NATO Secretary General Jens Stoltenberg said it is important that Georgia live up to the democratic standards and stressed that NATO expects the non-NATO Allies to adhere to the sanctions to prevent facilitating Russia’s war of aggression against Ukraine.
Jens Stoltenberg took part in a conversation “On the Road to Vilnius” dedicated to the upcoming Vilnius Summit on July 11-12 this year, in the framework of the Brussels Forum.
In a conversation with a moderator he mostly spoke about the Russia-Ukraine war, trans-Atlantic relations, and the NATO Vilnius Summit. When asked questions about Georgia’s NATO membership prospects against the complex regional background and whether NATO could help Georgian people to avoid possible Russia’s aggression he emphasized that Georgia is “part of the pattern” and that Moscow’s aggression against neighbors started in 2008 “with invasion into Georgia.” He said this is a “stark reminder that it is not only about this war in Ukraine”, noting: “we tried at the end of the Cold War to build with Russia, a better, friendlier relationship” which failed “because of Russia’s aggressive behavior”.

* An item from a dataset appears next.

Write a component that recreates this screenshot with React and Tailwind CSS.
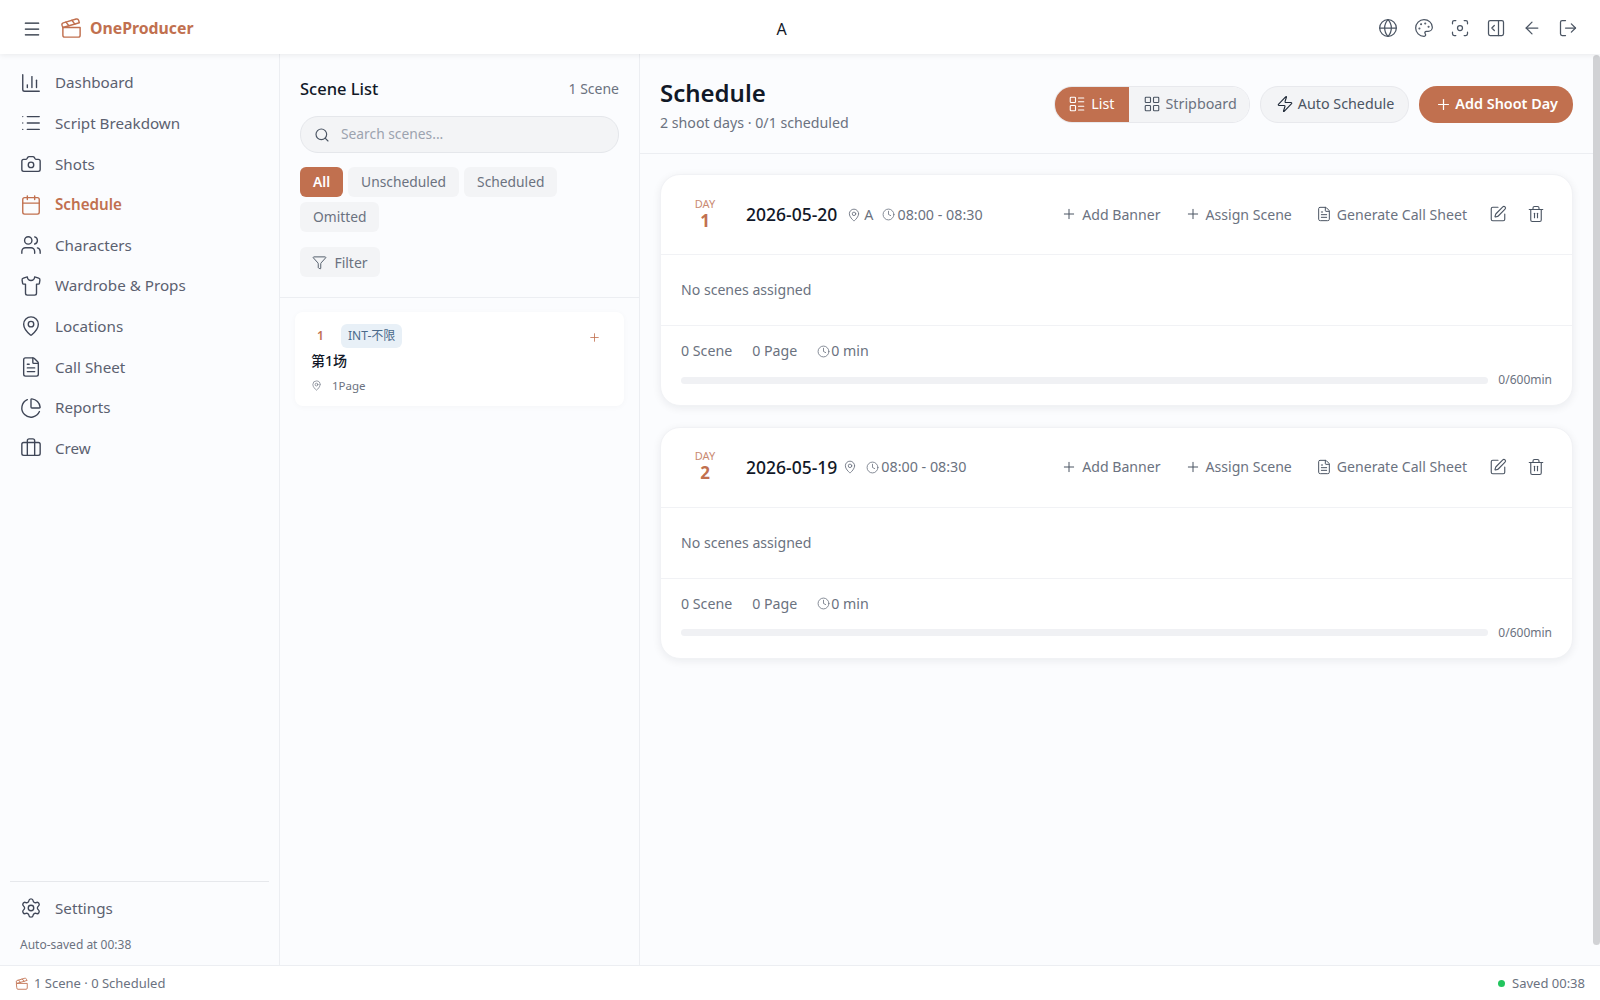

NATO Secretary General said that “NATO has worked with Georgia for many, many years” and helped implement reforms and develop practical and political cooperation. He said that at the Madrid Summit the Alliance made a decision to support vulnerable partners, including Georgia.
He stressed: “Having said that, I think also we have to understand that it is important Georgia lives up to the democratic values we all believe in. And of course, we also expect non-NATO Allies to adhere to the sanctions and to not make it easier for Russia to finance and to organize the war of aggression against Ukraine.”
He said Russia wants “to reestablish spheres of influence to control neighbors” and stressed that “this is not the world we would like to live in because that means that a lot of neighbors, former Soviet republics and members of the Warsaw Pact, will not have the independence, we strongly believe that all countries should have.”